Moderator of the Webinar Series, Patrick Okigbo suggested that it’s high time state governments look inward and divert whatever they spend on security votes to more productive aspects of the state’s economy for fiscal viability.  Security Votes is a monthly allowance that is allocated to the states within the federal republic of Nigeria for the purpose of funding security services within the states, especially states that face security threats like kidnapping, robbery, etc. 

Patrick suggested that states should be more transparent in the management of security votes. Citizens do not support security votes because the funds are not properly utilised. Moreso, there is no accountability and transparency on the funds. It is necessary to review the Security Votes framework. 

States Must Review Spendings and Bureaucratic System

Mr. Atiku Samuel, a policy analyst, said “the informal nature of the Nigerian economy is a challenge.

“State governments typically struggle to collect various taxes the constitution empowers them to collect.
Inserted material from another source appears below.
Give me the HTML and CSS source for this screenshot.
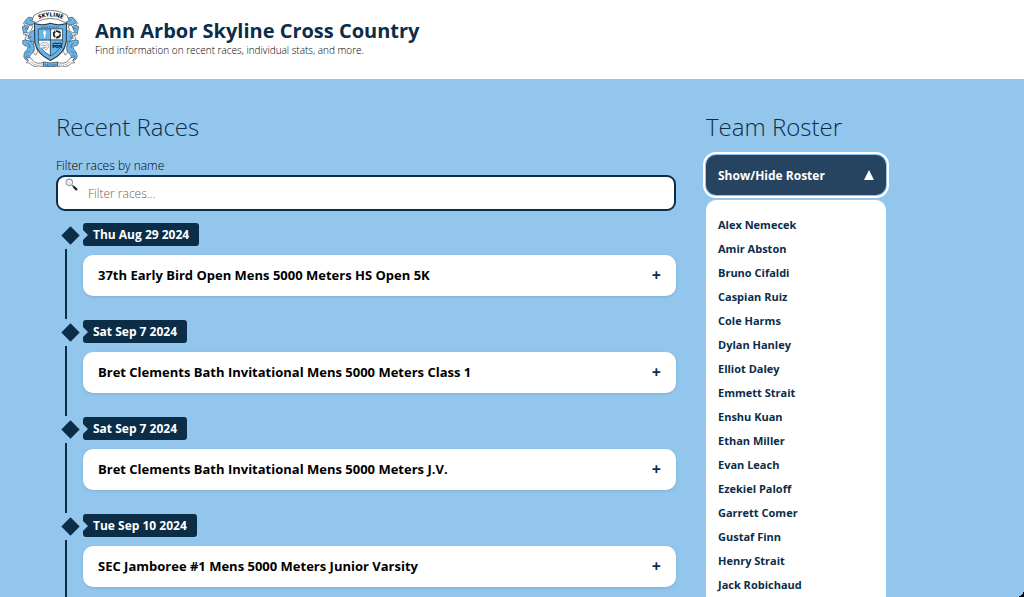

State governments are not willing to go the extra mile to collect tax from the people that they are supposed to tax. This is because there is a big trust deficit between government and the people.

Atiku also raised issues on the huge personnel cost obligations at state levels. Citing the example of  Lagos, he said the cost of running the office of the governor of Lagos state is way higher than the cost of running the office of the president of Nigeria.

He also added that, giving the complex nature of the bureaucratic system which the state expands unnecessarily. For instance, Cross River Governor has about 440 new aides.  We have a complex nature of the decision and the decision making at the state level is not logical, it doesn’t follow a particular logical thread and creates huge unnecessary expenditure that you have to cover. 

In summary, leadership at the state level is very weak and the leadership component, the kind of thinkers that we have at the state level, does not put people in a state where you can begin to actually trust the government to make right decisions. The heart of everything is the fact that we need to actually begin to move to shift those structural issues, freeing up states to be able to do certain things and they begin to see benefits of doing those things.